▶ _What is expected_
Copy each line below in which the string "React" occurs.
--- start ---
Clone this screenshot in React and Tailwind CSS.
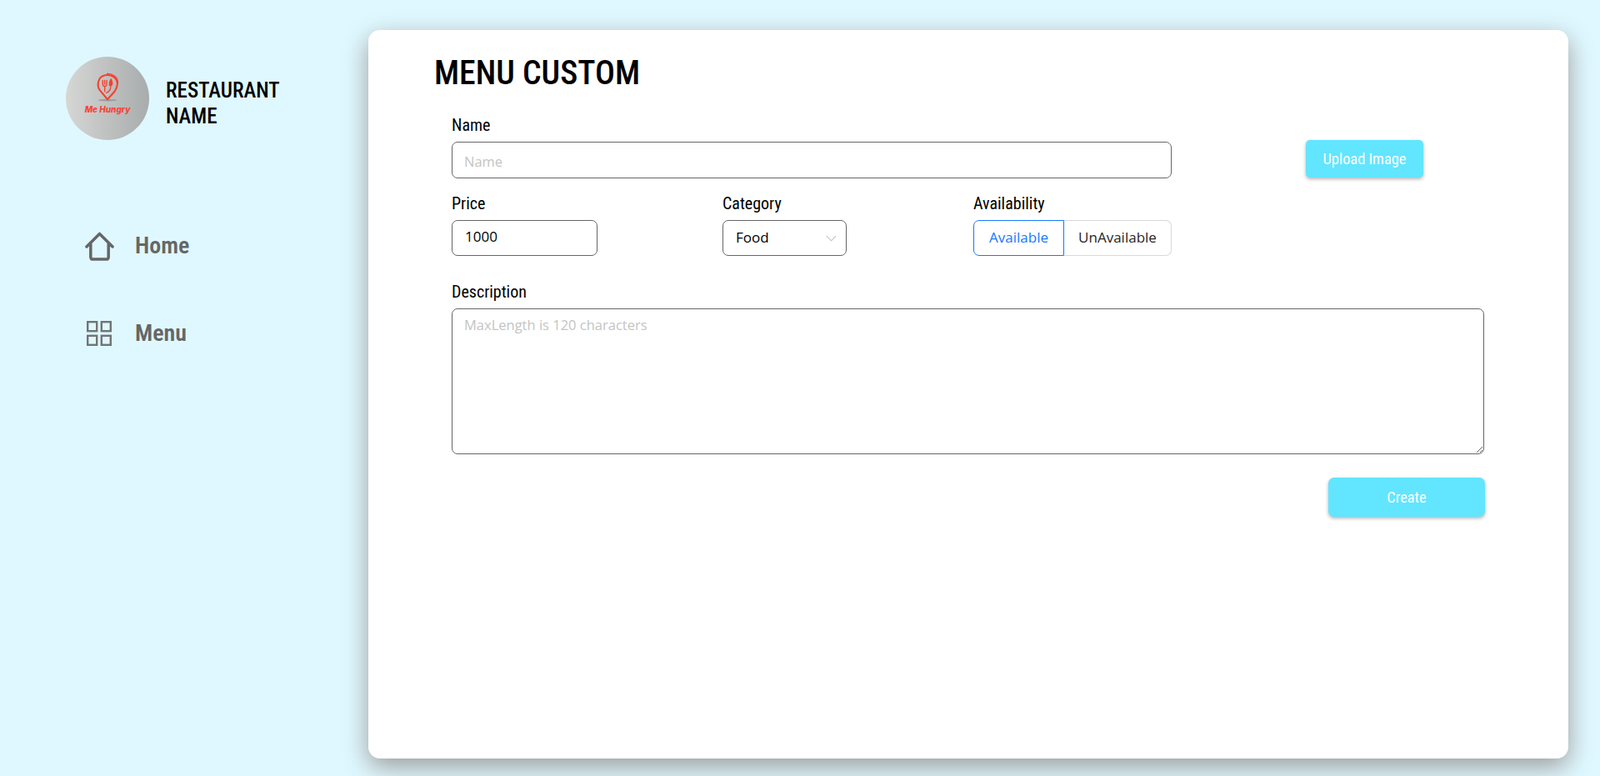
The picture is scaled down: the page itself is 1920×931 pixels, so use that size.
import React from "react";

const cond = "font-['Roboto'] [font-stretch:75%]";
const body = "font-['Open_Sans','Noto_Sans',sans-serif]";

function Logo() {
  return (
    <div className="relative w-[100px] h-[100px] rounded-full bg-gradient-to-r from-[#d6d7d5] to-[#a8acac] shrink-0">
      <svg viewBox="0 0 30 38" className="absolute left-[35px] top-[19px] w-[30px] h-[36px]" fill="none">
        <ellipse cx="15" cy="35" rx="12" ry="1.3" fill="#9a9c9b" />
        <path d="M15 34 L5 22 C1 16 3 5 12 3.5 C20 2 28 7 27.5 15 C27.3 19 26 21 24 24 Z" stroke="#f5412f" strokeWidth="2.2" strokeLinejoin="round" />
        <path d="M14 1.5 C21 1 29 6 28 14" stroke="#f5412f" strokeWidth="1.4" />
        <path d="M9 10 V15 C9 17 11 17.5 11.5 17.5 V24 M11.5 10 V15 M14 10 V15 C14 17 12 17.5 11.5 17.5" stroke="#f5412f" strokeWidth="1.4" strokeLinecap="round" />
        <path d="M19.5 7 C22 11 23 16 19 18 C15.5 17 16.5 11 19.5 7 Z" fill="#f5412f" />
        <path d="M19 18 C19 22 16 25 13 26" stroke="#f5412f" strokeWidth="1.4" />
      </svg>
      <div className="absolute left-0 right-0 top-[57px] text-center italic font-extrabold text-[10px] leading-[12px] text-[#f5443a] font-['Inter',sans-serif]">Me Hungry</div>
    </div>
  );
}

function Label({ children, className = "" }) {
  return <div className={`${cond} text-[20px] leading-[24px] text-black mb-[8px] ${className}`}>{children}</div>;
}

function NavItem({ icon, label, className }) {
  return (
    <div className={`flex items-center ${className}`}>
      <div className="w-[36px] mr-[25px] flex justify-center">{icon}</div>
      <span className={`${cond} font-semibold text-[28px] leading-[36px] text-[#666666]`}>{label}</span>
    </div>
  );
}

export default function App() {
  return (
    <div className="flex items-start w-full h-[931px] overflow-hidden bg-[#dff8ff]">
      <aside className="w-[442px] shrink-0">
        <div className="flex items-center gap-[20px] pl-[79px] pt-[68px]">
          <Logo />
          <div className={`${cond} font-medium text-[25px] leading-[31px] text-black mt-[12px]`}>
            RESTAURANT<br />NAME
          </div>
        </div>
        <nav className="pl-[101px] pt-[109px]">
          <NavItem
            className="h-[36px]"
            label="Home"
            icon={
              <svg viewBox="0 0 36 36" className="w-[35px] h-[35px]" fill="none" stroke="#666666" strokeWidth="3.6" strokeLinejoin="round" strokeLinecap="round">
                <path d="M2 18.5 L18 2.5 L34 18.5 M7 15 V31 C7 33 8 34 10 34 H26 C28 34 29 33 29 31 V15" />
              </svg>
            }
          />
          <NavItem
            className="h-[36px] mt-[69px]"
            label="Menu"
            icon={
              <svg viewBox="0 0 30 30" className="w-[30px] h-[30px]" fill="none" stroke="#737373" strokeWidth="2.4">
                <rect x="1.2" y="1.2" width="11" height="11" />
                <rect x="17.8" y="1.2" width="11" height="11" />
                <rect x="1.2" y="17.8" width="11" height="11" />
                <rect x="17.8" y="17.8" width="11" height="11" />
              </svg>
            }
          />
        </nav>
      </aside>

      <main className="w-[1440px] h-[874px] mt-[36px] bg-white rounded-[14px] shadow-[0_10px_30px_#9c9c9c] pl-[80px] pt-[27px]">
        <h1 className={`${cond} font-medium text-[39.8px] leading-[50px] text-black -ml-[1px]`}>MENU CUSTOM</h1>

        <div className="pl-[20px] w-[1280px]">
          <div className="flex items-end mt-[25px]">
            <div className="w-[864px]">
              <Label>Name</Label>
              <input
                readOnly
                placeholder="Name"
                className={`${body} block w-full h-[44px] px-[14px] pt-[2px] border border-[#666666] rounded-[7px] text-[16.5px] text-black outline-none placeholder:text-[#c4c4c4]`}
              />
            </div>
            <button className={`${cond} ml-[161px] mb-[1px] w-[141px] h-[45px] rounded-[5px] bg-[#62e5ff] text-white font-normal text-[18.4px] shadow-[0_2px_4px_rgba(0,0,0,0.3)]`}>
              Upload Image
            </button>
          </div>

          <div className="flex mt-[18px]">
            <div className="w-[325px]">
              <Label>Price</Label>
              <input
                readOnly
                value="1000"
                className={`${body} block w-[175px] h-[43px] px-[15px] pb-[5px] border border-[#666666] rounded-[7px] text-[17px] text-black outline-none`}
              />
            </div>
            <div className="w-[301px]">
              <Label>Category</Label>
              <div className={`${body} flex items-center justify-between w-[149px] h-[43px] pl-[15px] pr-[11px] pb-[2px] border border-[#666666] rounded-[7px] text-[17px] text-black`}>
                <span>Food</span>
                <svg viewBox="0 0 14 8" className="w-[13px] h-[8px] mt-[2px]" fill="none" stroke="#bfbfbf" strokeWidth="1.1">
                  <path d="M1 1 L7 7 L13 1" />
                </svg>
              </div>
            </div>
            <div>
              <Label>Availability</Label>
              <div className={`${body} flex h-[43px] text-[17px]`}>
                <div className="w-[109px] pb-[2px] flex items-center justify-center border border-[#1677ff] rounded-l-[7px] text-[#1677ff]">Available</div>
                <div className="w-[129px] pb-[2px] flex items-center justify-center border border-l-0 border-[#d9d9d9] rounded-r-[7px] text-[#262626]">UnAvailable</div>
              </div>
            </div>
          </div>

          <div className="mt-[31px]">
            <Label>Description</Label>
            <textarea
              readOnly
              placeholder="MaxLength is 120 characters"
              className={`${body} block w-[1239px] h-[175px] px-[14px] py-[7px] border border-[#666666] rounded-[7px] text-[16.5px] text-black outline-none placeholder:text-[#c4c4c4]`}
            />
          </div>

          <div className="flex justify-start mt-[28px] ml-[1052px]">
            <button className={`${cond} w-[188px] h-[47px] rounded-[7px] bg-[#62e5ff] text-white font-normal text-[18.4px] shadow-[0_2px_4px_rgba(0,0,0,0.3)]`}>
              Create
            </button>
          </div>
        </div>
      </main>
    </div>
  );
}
--- end ---
▶ _Response to the task_
Clone this screenshot in React and Tailwind CSS.
import React from "react";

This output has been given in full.